I’ve added port 5001 to the firewall group WWW to no avail either.

Btw, right now LE services are down on their end, it seems for further testing…

nickh · 31 May 2024 19:04

So you are using localhost as the redirect and lo is open in the firewall. Hmm.

At the same time you had an apache log which indicates the inbound message and initial TCP handshake is working.

hellfire · 31 May 2024 19:41

No, not quite correct.

Haproxy is installed on IPFire, the target web server is Apache installed on IPFire, too.
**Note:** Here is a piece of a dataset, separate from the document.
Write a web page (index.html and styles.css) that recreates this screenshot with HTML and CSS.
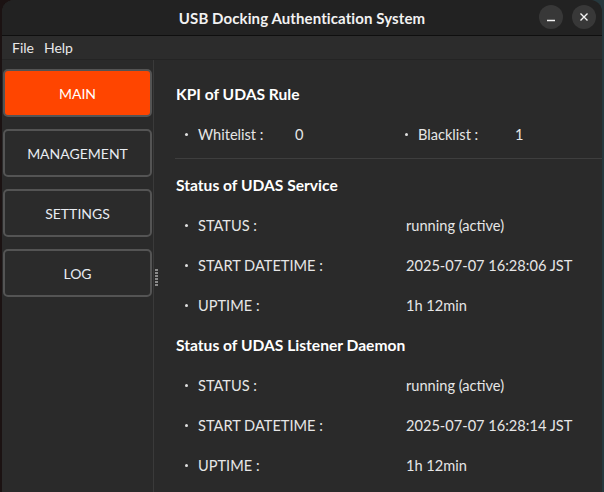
FILE: index.html
```html
<!DOCTYPE html>
<html>
<head>
<meta charset="utf-8">
<link rel="stylesheet" href="styles.css">
</head>
<body>
<div class="desk">
  <div class="window">
    <div class="titlebar">
      <div class="title">USB Docking Authentication System</div>
      <div class="wbtns">
        <span class="wbtn"><svg width="10" height="10" viewBox="0 0 10 10"><path d="M1 8.5h8" stroke="#f2f2f2" stroke-width="1.4"/></svg></span>
        <span class="wbtn"><svg width="10" height="10" viewBox="0 0 10 10"><path d="M1.5 1.5l7 7M8.5 1.5l-7 7" stroke="#f2f2f2" stroke-width="1.4"/></svg></span>
      </div>
    </div>
    <div class="menubar">
      <span class="menu">File</span>
      <span class="menu">Help</span>
    </div>
    <div class="body">
      <nav class="sidebar">
        <button class="navbtn active">MAIN</button>
        <button class="navbtn">MANAGEMENT</button>
        <button class="navbtn">SETTINGS</button>
        <button class="navbtn">LOG</button>
      </nav>
      <div class="splitter"><span class="grip"></span></div>
      <main class="content">
        <h2 class="heading">KPI of UDAS Rule</h2>
        <div class="kpi">
          <div class="kpi-item"><span class="dot"></span><span class="klabel">Whitelist :</span><span class="kval">0</span></div>
          <div class="kpi-item"><span class="dot"></span><span class="klabel">Blacklist :</span><span class="kval">1</span></div>
        </div>
        <hr class="sep">
        <h2 class="heading">Status of UDAS Service</h2>
        <div class="row"><span class="dot"></span><span class="label">STATUS :</span><span class="val">running (active)</span></div>
        <div class="row"><span class="dot"></span><span class="label">START DATETIME :</span><span class="val">2025-07-07 16:28:06 JST</span></div>
        <div class="row"><span class="dot"></span><span class="label">UPTIME :</span><span class="val">1h 12min</span></div>
        <h2 class="heading">Status of UDAS Listener Daemon</h2>
        <div class="row"><span class="dot"></span><span class="label">STATUS :</span><span class="val">running (active)</span></div>
        <div class="row"><span class="dot"></span><span class="label">START DATETIME :</span><span class="val">2025-07-07 16:28:14 JST</span></div>
        <div class="row"><span class="dot"></span><span class="label">UPTIME :</span><span class="val">1h 12min</span></div>
      </main>
    </div>
  </div>
</div>
</body>
</html>
```

FILE: styles.css
```css
* { box-sizing: border-box; }
html, body { margin: 0; padding: 0; }
body {
  width: 604px;
  height: 492px;
  overflow: hidden;
  background: #1b1212;
  font-family: Lato, "Noto Sans", sans-serif;
  color: #e6e6e6;
}
.desk {
  display: flex;
  height: 492px;
  padding-left: 2px;
  padding-right: 2px;
  background: linear-gradient(to right, #1b1212 0, #1b1212 50%, #26383d 50%, #26383d 100%);
}
.window {
  flex: 1;
  display: flex;
  flex-direction: column;
  background: #2a2a2a;
  border-radius: 12px 12px 0 0;
  overflow: hidden;
}
.titlebar {
  height: 36px;
  flex: none;
  background: #222222;
  border-bottom: 1px solid #0f0f0f;
  display: flex;
  align-items: center;
  justify-content: center;
  position: relative;
}
.title {
  font-size: 15px;
  font-weight: 700;
  color: #f2f2f2;
  letter-spacing: 0.1px;
}
.wbtns {
  position: absolute;
  right: 6px;
  top: 5px;
  display: flex;
  gap: 9px;
}
.wbtn {
  width: 24px;
  height: 24px;
  border-radius: 50%;
  background: #383838;
  display: flex;
  align-items: center;
  justify-content: center;
}
.menubar {
  height: 24px;
  flex: none;
  display: flex;
  align-items: center;
  gap: 10px;
  padding-left: 10px;
  background: #2c2c2c;
  border-bottom: 1px solid #242424;
  font-size: 14px;
  color: #e8e8e8;
}
.body {
  flex: 1;
  display: flex;
  min-height: 0;
}
.sidebar {
  width: 151px;
  flex: none;
  display: flex;
  flex-direction: column;
  gap: 12px;
  padding: 9px 0 0 1px;
}
.navbtn {
  height: 48px;
  width: 149px;
  border: 2px solid #545454;
  border-radius: 5px;
  background: #2b2b2b;
  color: #e8ecf2;
  font-family: Lato, "Noto Sans", sans-serif;
  font-size: 14px;
}
.navbtn.active {
  background: #ff4500;
  color: #ffffff;
}
.splitter {
  width: 22px;
  flex: none;
  border-left: 1px solid #3a3a3a;
  display: flex;
  padding-top: 209px;
}
.grip {
  width: 3px;
  height: 17px;
  margin-left: 1px;
  background: repeating-linear-gradient(to bottom, #8a8a8a 0, #8a8a8a 2px, transparent 2px, transparent 3px);
}
.content {
  flex: 1;
  padding-top: 14px;
  min-width: 0;
}
.heading {
  margin: 0;
  height: 40px;
  line-height: 40px;
  font-size: 15.6px;
  font-weight: 700;
  color: #ffffff;
  padding-left: 1px;
}
.kpi {
  display: flex;
  height: 40px;
  align-items: center;
}
.kpi-item {
  display: flex;
  align-items: center;
  flex: none;
  width: 220px;
  font-size: 14.6px;
}
.dot {
  width: 3px;
  height: 3px;
  border-radius: 50%;
  background: #e0e0e0;
  margin-left: 10px;
  margin-right: 10px;
  flex: none;
}
.klabel { width: 97px; flex: none; }
.sep {
  margin: 4px 0 6px 0;
  border: 0;
  height: 1px;
  background: #3e3e3e;
}
.row {
  display: flex;
  align-items: center;
  height: 40px;
  font-size: 14.6px;
}
.label { width: 208px; flex: none; }
```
It’s the default web server for the WebIF that is configured with a VHOST responding on port 5001 for the LE cert validation requests.
I can reach IPFire’s web server from any browser, if using IPFire’s green IP-address 192.168.0.1 with port 5001: http://192.168.0.1:5001.
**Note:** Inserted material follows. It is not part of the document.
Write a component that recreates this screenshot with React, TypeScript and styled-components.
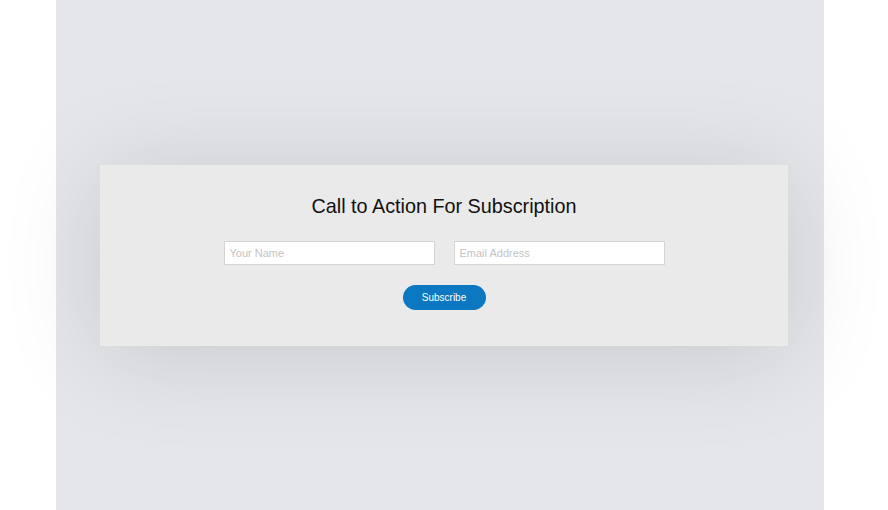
import React from "react";
import styled, { createGlobalStyle } from "styled-components";

const Global = createGlobalStyle`
  html, body { margin: 0; padding: 0; background: #ffffff; }
  body { font-family: "Liberation Sans", Arial, sans-serif; }
`;

const Page = styled.div`
  width: 888px;
  height: 510px;
  overflow: hidden;
  position: relative;
`;

const Column = styled.div`
  margin-left: 56px;
  width: 768px;
  height: 510px;
  background: #e5e6ea;
  padding-top: 165px;
  box-sizing: border-box;
`;

const Card = styled.section`
  margin-left: 44px;
  width: 688px;
  height: 181px;
  box-sizing: border-box;
  background: #eaeaea;
  box-shadow: 0 8px 100px rgba(0, 0, 0, 0.13);
  display: flex;
  flex-direction: column;
  align-items: center;
  padding-top: 29px;
`;

const Title = styled.h2`
  margin: 0;
  font-family: "Liberation Sans", Arial, sans-serif;
  font-weight: 400;
  font-size: 19.8px;
  line-height: 24px;
  color: #111111;
`;

const Row = styled.div`
  display: flex;
  gap: 19px;
  margin-top: 23px;
`;

const Input = styled.input`
  width: 211px;
  height: 24px;
  box-sizing: border-box;
  border: 1px solid #d4d4d4;
  background: #ffffff;
  padding: 0 5px;
  font-family: "Liberation Sans", Arial, sans-serif;
  font-size: 11px;
  outline: none;
  &::placeholder { color: #c4c4c4; }
`;

const Button = styled.button`
  margin-top: 20px;
  width: 83px;
  height: 25px;
  border: none;
  border-radius: 13px;
  background: #0b78c1;
  color: #ffffff;
  font-family: "Liberation Sans", Arial, sans-serif;
  font-size: 10px;
  cursor: pointer;
`;

export default function App() {
  return (
    <Page>
      <Global />
      <Column>
        <Card>
          <Title>Call to Action For Subscription</Title>
          <Row>
            <Input placeholder="Your Name" />
            <Input placeholder="Email Address" />
          </Row>
          <Button>Subscribe</Button>
        </Card>
      </Column>
    </Page>
  );
}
Hence, I’m using the localhost (127.0.0.1) and port 5001 for redirecting the incoming cert validation request by Let’s Encrypt to the locally installed Apache server (using a vhost).

The redirection properly works if a specific rule is on position 1 of the incoming firewall rules.

It does not work with the previous rule, containing some countries as the source, including the US.

I do not see the renewal http request in an Apache log (in fact there is none within the WebIF), but in the logs of HAProxy or in firewall logs if logging is enabled in the the specific FW rule.
Such as

nickh · 31 May 2024 20:27

If you watch tcpdump, do you see the redirect to port 5001 i.e. any traffic on it?

hellfire · 1 June 2024 18:09

Hi Nick!

I tried really hard to find out the correct command, but either there is not traffic on port 5001 (although LE Debug succeeded, which means the traffic reaches the VHOST through the firewall) or I simply did not find the correct command parameters.

I tried

tcpdump -i red0 port 5001
tcpdump port 5001
tcpdump -i red0 dst port 5001
tcpdump "host 127.0.0.1" port 5001

To no avail, no signs of traffic noticed, the last command above fails anyway.
Which command would be a correct on? Do you have any hint for me, please?